Google publicly announced it had stopped using MapReduce because it was inadequate for its purposes last year, replacing it with its own framework called Dataflow. The company launched Dataflow as a beta cloud service earlier this year.
When it comes to building analytics applications that reside on top of Hadoop, the Spark framework has been enjoying a fair amount of momentum.
Brandwein noted that there are at least 50 percent more active Spark projects than there are Hadoop projects. The One Platinum Initiative would in effect formalize what is already rapidly becoming a de facto standard approach to building analytics applications on Hadoop.
“We want to unify Apache Spark and Hadoop,” he said. “We already have over 200 customers running Apache Spark on Hadoop.”

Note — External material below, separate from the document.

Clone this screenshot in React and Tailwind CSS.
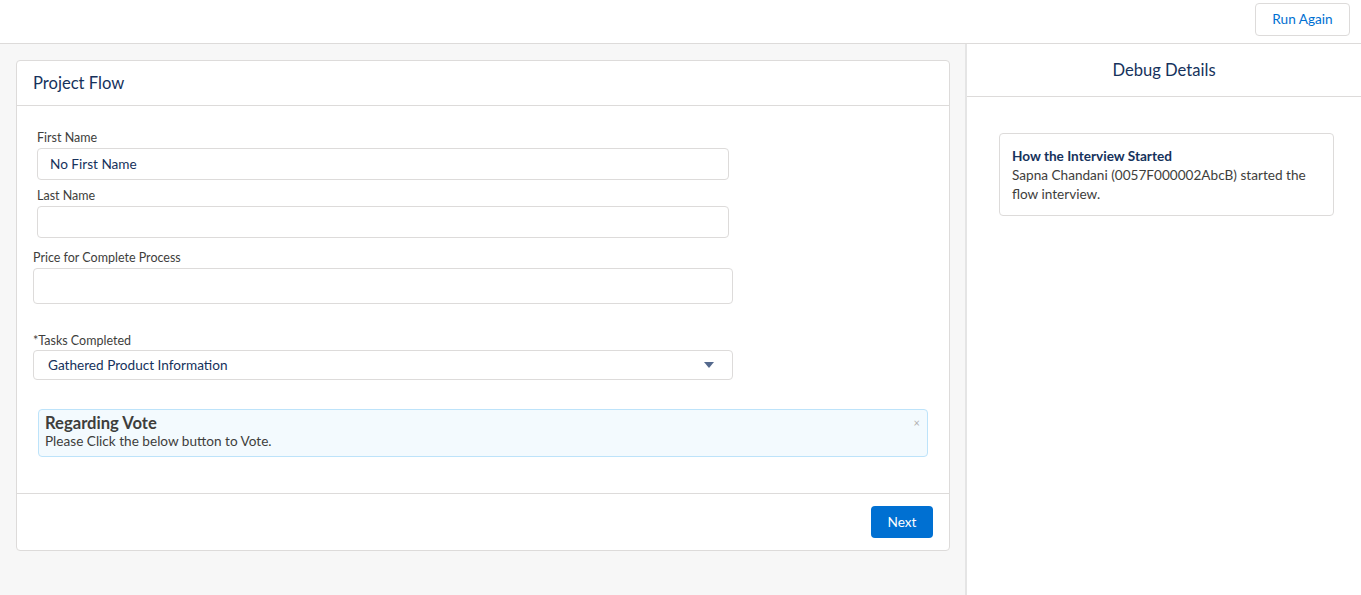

Cloudera, claimed Brandwein, has five times more engineering resources dedicated to Spark than other Hadoop vendors and has contributed over 370 patches and 43,000 lines of code to the open source stream analytics project. Cloudera also led the integration of Spark with Yarn for shared resource management on Hadoop as well integration efforts involving SQL frameworks such as Impala; messaging systems such as Kafka; and data ingestion tools such as Flume.
The long-term goal, said Brandwein, is to make it possible for Spark jobs to scale simultaneously across multi-tenant clusters with over 10,000 nodes, which will require significant improvements in Spark reliability, stability, and performance.
Cloudera, he added, is also committed to making Spark simpler to manage in enterprise production environments and ensuring that Spark Streaming supports at least 80 percent of common stream processing workloads. Finally, Cloudera will look to improve Spark Streaming performance in addition to opening up those real-time workloads to higher-level language extensions.
Exactly how much support for this initiative Cloudera has remains to be seen. The company, for example, has long-standing relationships with both Intel and Oracle. The rest of the IT industry at this juncture appears to be more committed to the Hadoop distribution put forward by Cloudera’s rival Hortonworks.